Broken CD Changer, and fitting an SD card MP3 player on the stock radio!
One problem we immediately noticed after buying the car is that the in-dash CD changer was broken. On my last car I had a Pioneer head-unit that took an SD card and played MP3’s so ideally I wanted something similar. Unfortunately, the stock radio on the Mazda 3 is designed for the dash and removing it means that the central display in the car would stop working and so would the steering wheel remote buttons. Therefore, I looked for other options – one of them was an external CD changer emulator that plugs in to the stock stereo and allows you to play MP3’s directly from an SD card.
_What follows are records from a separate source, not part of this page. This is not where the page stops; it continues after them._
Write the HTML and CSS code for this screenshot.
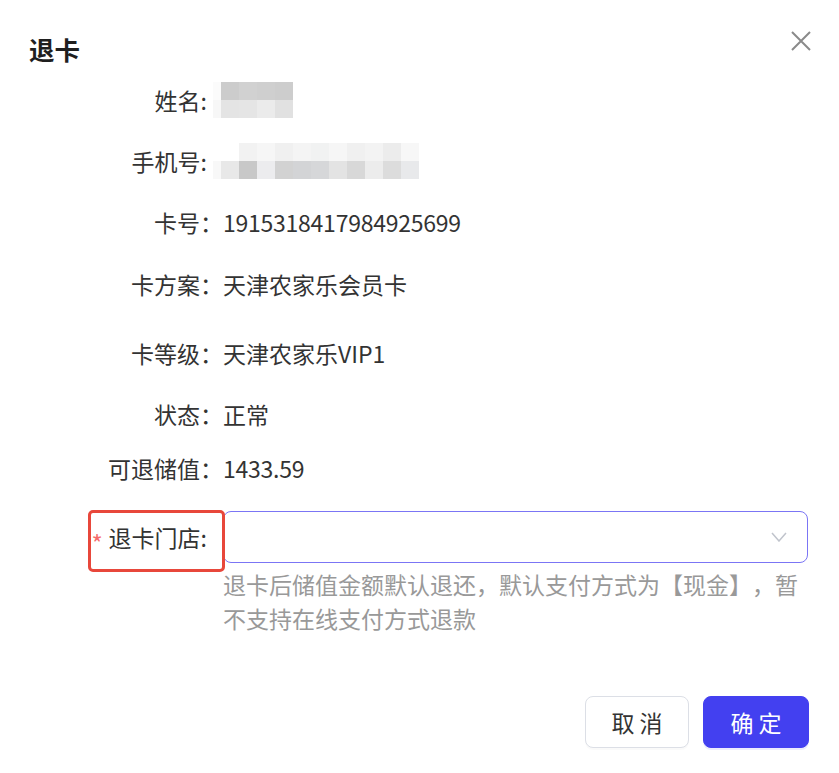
FILE: index.html
```html
<!DOCTYPE html>
<html lang="zh-CN">
<head>
<meta charset="utf-8">
<title>退卡</title>
<link rel="stylesheet" href="styles.css">
</head>
<body>
<div class="dialog">
  <div class="header">
    <div class="title">退卡</div>
    <button class="close" aria-label="关闭">
      <svg width="20" height="20" viewBox="0 0 20 20"><path d="M1 1 L19 19 M19 1 L1 19" stroke="#8a8a8a" stroke-width="2" fill="none"/></svg>
    </button>
  </div>

  <div class="form">
    <div class="row">
      <div class="label ascii">姓名:</div>
      <div class="value blur-val">
        <svg width="80" height="36" viewBox="0 0 80 36">
          <rect x="0" y="0" width="8" height="18" fill="#fbfbfb"/>
          <rect x="8" y="0" width="18" height="18" fill="#cccccc"/>
          <rect x="26" y="0" width="18" height="18" fill="#d1d1d1"/>
          <rect x="44" y="0" width="18" height="18" fill="#cfcfcf"/>
          <rect x="62" y="0" width="18" height="18" fill="#cdcdcd"/>
          <rect x="0" y="18" width="8" height="18" fill="#f7f7f7"/>
          <rect x="8" y="18" width="18" height="18" fill="#e4e4e4"/>
          <rect x="26" y="18" width="18" height="18" fill="#e5e5e5"/>
          <rect x="44" y="18" width="18" height="18" fill="#ebebeb"/>
          <rect x="62" y="18" width="18" height="18" fill="#e1e1e1"/>
        </svg>
      </div>
    </div>

    <div class="row">
      <div class="label ascii">手机号:</div>
      <div class="value blur-val">
        <svg width="206" height="36" viewBox="0 0 206 36">
          <rect x="26" y="0" width="18" height="18" fill="#f2f2f2"/>
          <rect x="44" y="0" width="18" height="18" fill="#f6f6f6"/>
          <rect x="62" y="0" width="18" height="18" fill="#f0f0f0"/>
          <rect x="80" y="0" width="18" height="18" fill="#f4f4f4"/>
          <rect x="98" y="0" width="18" height="18" fill="#f1f2f2"/>
          <rect x="116" y="0" width="18" height="18" fill="#f6f6f6"/>
          <rect x="134" y="0" width="18" height="18" fill="#f0f0f0"/>
          <rect x="152" y="0" width="18" height="18" fill="#f3f3f3"/>
          <rect x="170" y="0" width="18" height="18" fill="#ececec"/>
          <rect x="188" y="0" width="18" height="18" fill="#f7f7f7"/>
          <rect x="0" y="18" width="8" height="18" fill="#f8f8f8"/>
          <rect x="8" y="18" width="18" height="18" fill="#e8e8e8"/>
          <rect x="26" y="18" width="18" height="18" fill="#c8c8c8"/>
          <rect x="44" y="18" width="18" height="18" fill="#ececee"/>
          <rect x="62" y="18" width="18" height="18" fill="#d2d2d2"/>
          <rect x="80" y="18" width="18" height="18" fill="#d3d4d6"/>
          <rect x="98" y="18" width="18" height="18" fill="#d6d7d9"/>
          <rect x="116" y="18" width="18" height="18" fill="#e3e3e3"/>
          <rect x="134" y="18" width="18" height="18" fill="#d8d8d8"/>
          <rect x="152" y="18" width="18" height="18" fill="#ececec"/>
          <rect x="170" y="18" width="18" height="18" fill="#dcdcdc"/>
          <rect x="188" y="18" width="18" height="18" fill="#e8e9eb"/>
        </svg>
      </div>
    </div>

    <div class="row">
      <div class="label">卡号：</div>
      <div class="value num">1915318417984925699</div>
    </div>

    <div class="row gap-28">
      <div class="label">卡方案：</div>
      <div class="value">天津农家乐会员卡</div>
    </div>

    <div class="row gap-35">
      <div class="label">卡等级：</div>
      <div class="value">天津农家乐VIP1</div>
    </div>

    <div class="row">
      <div class="label">状态：</div>
      <div class="value">正常</div>
    </div>

    <div class="row gap-20">
      <div class="label">可退储值：</div>
      <div class="value num">1433.59</div>
    </div>

    <div class="row select-row gap-26">
      <div class="label ascii required"><span class="star">*</span>退卡门店:</div>
      <div class="field">
        <div class="select">
          <svg class="chevron" width="16" height="10" viewBox="0 0 16 10"><path d="M1 1 L8 9 L15 1" stroke="#c0c4cc" stroke-width="1.5" fill="none"/></svg>
        </div>
        <div class="hint">退卡后储值金额默认退还，默认支付方式为【现金】，暂不支持在线支付方式退款</div>
      </div>
      <div class="highlight"></div>
    </div>
  </div>

  <div class="footer">
    <button class="btn">取 消</button>
    <button class="btn primary">确 定</button>
  </div>
</div>
</body>
</html>
```

FILE: styles.css
```css
* { box-sizing: border-box; }
html, body {
  margin: 0;
  padding: 0;
  background: #ffffff;
}
body {
  font-family: "Noto Sans CJK SC", "Noto Sans", sans-serif;
  color: #333333;
  width: 839px;
  height: 773px;
  overflow: hidden;
  text-spacing-trim: space-all;
}
.dialog {
  padding: 0 31px 0 0;
}
.header {
  display: flex;
  justify-content: space-between;
  align-items: flex-start;
  padding: 31px 0 0 29px;
  height: 83px;
}
.title {
  font-size: 25.5px;
  font-weight: 700;
  line-height: 36px;
  color: #1f1f1f;
}
.close {
  border: 0;
  background: none;
  padding: 0;
  margin-right: -3px;
  width: 20px;
  height: 20px;
  display: block;
}
.close svg { display: block; }

.form {
  display: flex;
  flex-direction: column;
}
.row {
  display: flex;
  align-items: center;
  margin-top: 27px;
  font-size: 23px;
  line-height: 34px;
  position: relative;
}
.row:first-child { margin-top: 0; }
.row.gap-28 { margin-top: 28px; }
.row.gap-35 { margin-top: 35px; }
.row.gap-20 { margin-top: 20px; }
.row.gap-26 { margin-top: 26px; }

.label {
  width: 223px;
  flex: none;
  text-align: right;
  color: #333333;
  white-space: nowrap;
}
.label.ascii { padding-right: 16px; }
.value {
  color: #333333;
  white-space: nowrap;
}
.value.num { letter-spacing: -0.25px; }
.blur-val {
  margin-left: -10px;
  height: 34px;
  display: flex;
  align-items: center;
}
.blur-val svg { display: block; }

.select-row { align-items: flex-start; }
.select-row .label {
  line-height: 52px;
}
.star {
  display: inline-block;
  color: #f56c6c;
  font-size: 24px;
  margin-right: 6px;
  position: relative;
  top: 6px;
}
.field {
  flex: 1;
  min-width: 0;
}
.select {
  height: 52px;
  border: 1px solid #7b75f5;
  border-radius: 8px;
  display: flex;
  align-items: center;
  justify-content: flex-end;
  padding-right: 20px;
}
.chevron { display: block; }
.hint {
  margin-top: 4px;
  color: #999999;
  line-height: 34px;
}
.highlight {
  position: absolute;
  left: 88px;
  top: -1px;
  width: 137px;
  height: 62px;
  border: 3px solid #e8473b;
  border-radius: 5px;
  pointer-events: none;
}

.footer {
  display: flex;
  justify-content: flex-end;
  gap: 14px;
  margin-top: 61px;
}
.btn {
  font-family: "Noto Sans CJK SC", "Noto Sans", sans-serif;
  font-size: 23px;
  width: 104px;
  height: 52px;
  border: 1px solid #dcdfe6;
  border-radius: 8px;
  background: #ffffff;
  color: #333333;
  padding: 0;
  box-shadow: 0 2px 0 rgba(0, 0, 0, 0.02);
}
.btn.primary {
  width: 106px;
  margin-right: -1px;
  background: #4340f0;
  border-color: #4340f0;
  color: #ffffff;
  box-shadow: 0 2px 0 rgba(67, 64, 240, 0.1);
}
```
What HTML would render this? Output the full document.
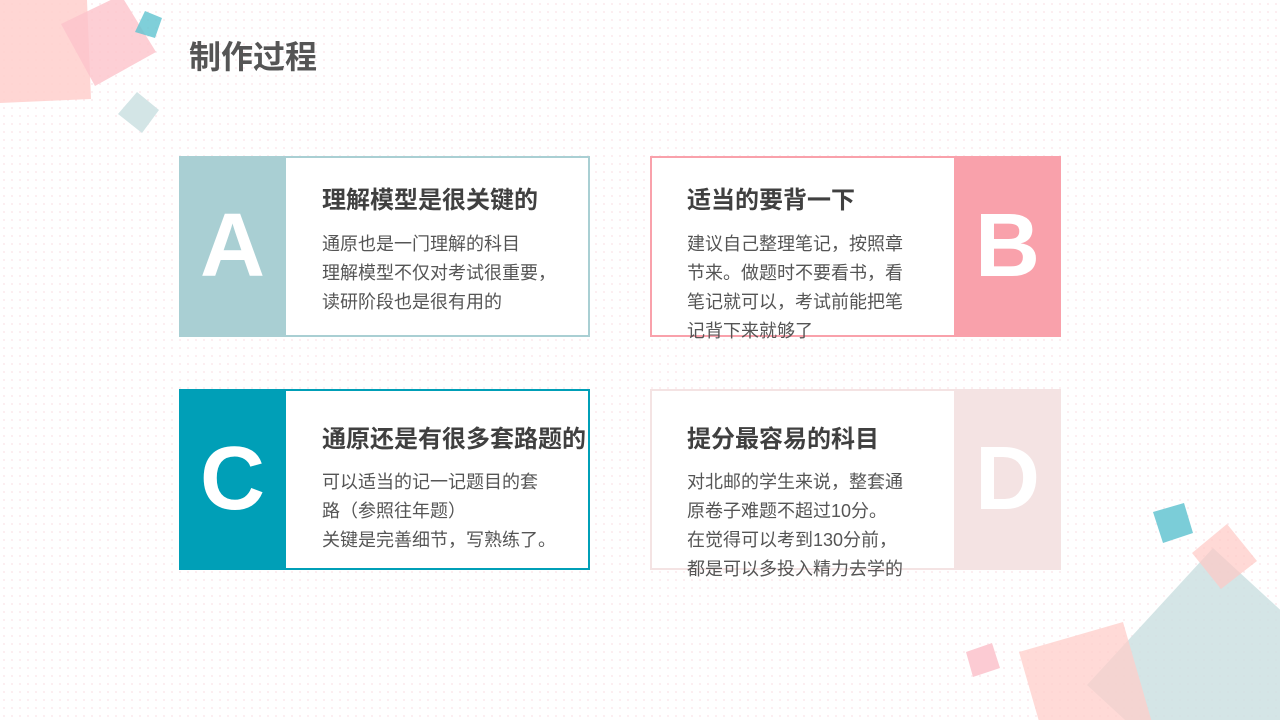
<!DOCTYPE html>
<html><head><meta charset="utf-8"><style>
*{margin:0;padding:0;box-sizing:border-box}
html,body{width:1280px;height:720px;overflow:hidden}
body{position:relative;background:#fff;
background-image:radial-gradient(circle,#fbe6ea 0.7px,transparent 1.1px);background-size:8px 8px;
font-family:"Liberation Sans","Noto Sans CJK SC",sans-serif}
svg.bg{position:absolute;left:0;top:0;display:block}
h1{position:absolute;left:189px;top:32px;font-size:32px;font-weight:bold;color:#555}
.card{position:absolute;width:411px;height:181px;border:2px solid;background:#fff}
.blk{position:absolute;top:-2px;width:107px;height:181px;color:#fff;font-weight:bold;font-size:90px;text-align:center;line-height:181px}
.t{position:absolute;font-size:24px;font-weight:bold;color:#404040;white-space:nowrap;line-height:30px}
.b{position:absolute;font-size:18px;color:#555;line-height:29px}
</style></head><body>
<svg class="bg" width="1280" height="720">
<polygon points="0,0 87,0 91,99 0,103" fill="#ffcfcc" opacity="0.85"/>
<polygon points="61,24 121,-5 156,52 95,86" fill="#fcc3cb" opacity="0.8"/>
<polygon points="145,11 162,18 155,38 135,32" fill="#5fc3d0" opacity="0.8"/>
<polygon points="118,114 137,92 159,110 142,133" fill="#d3e5e6"/>
<polygon points="1213,548 1087,685 1224,811 1350,674" fill="#c9dfe0" opacity="0.8"/>
<polygon points="1019,652 1123,622 1153,726 1049,756" fill="#ffcdc9" opacity="0.75"/>
<polygon points="1192,553 1227,524 1257,561 1221,589" fill="#ffc9c4" opacity="0.7"/>
<polygon points="1153,512 1184,503 1193,533 1163,543" fill="#7bcdd8"/>
<polygon points="966,652 992,643 1000,668 973,677" fill="#fccbd3"/>
</svg>
<h1>制作过程</h1>

<div class="card" style="left:179px;top:156px;border-color:#a9cfd3">
<div class="blk" style="left:-2px;background:#a9cfd3">A</div>
<div class="t" style="left:141px;top:28px">理解模型是很关键的</div>
<div class="b" style="left:141px;top:72px;width:240px">通原也是一门理解的科目<br>理解模型不仅对考试很重要，<br>读研阶段也是很有用的</div>
</div>

<div class="card" style="left:650px;top:156px;border-color:#f9a1ab">
<div class="blk" style="left:302px;background:#f9a1ab">B</div>
<div class="t" style="left:35px;top:28px">适当的要背一下</div>
<div class="b" style="left:35px;top:72px;width:230px">建议自己整理笔记，按照章节来。做题时不要看书，看笔记就可以，考试前能把笔记背下来就够了</div>
</div>

<div class="card" style="left:179px;top:389px;border-color:#009fb7">
<div class="blk" style="left:-2px;background:#009fb7">C</div>
<div class="t" style="left:141px;top:34px">通原还是有很多套路题的</div>
<div class="b" style="left:141px;top:77px;white-space:nowrap">可以适当的记一记题目的套<br>路（参照往年题）<br>关键是完善细节，写熟练了。</div>
</div>

<div class="card" style="left:650px;top:389px;border-color:#f4e3e3">
<div class="blk" style="left:302px;background:#f4e3e3">D</div>
<div class="t" style="left:35px;top:34px">提分最容易的科目</div>
<div class="b" style="left:35px;top:77px;width:230px">对北邮的学生来说，整套通原卷子难题不超过10分。<br>在觉得可以考到130分前，<br>都是可以多投入精力去学的</div>
</div>
</body></html>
This means that tracks can be changed via the steering wheel controls and the stock dash remains the same.
I bit the bullet and located a Yatour SD Card Player for Mazda 3 radios on eBay for £31 including delivery directly from China, so really “cheap as chips”! In 2 weeks it was here and it even passed customs without and importation charge! (which is unusual). I fitted it and at first it didnt appear to work and I was extremely frustrated since I had to remove the old stereo, plug this unit in and feed the wiring through the dash before replacing everything. After scratching my head I decided to read the instructions and there was a troubleshooting section that explains you need to name the folders CD01, CD02, CD03 etc for it to work. So I renamed the folders and hey presto my new MP3 player in the car was up and running. We now have tunes!
My overall impression of the Mazda 3
After sorting out the small issues this car had when I got it I now have a fantastic car that runs beautifully and I wouldn’t want to swap it for anything. I have to say that the Mazda handles better than any other small and cheap car in its league that I have ever driven. It doesn’t have the smoothness of an Audi or the strength of a Volvo – both of which I have previously owned… but it does however feel like a reliable, comfortable, practical and sporty car and I do not want anything else right now. I also get the feeling that this Japanese motor it is going to be more reliable than most European cars but only time will tell.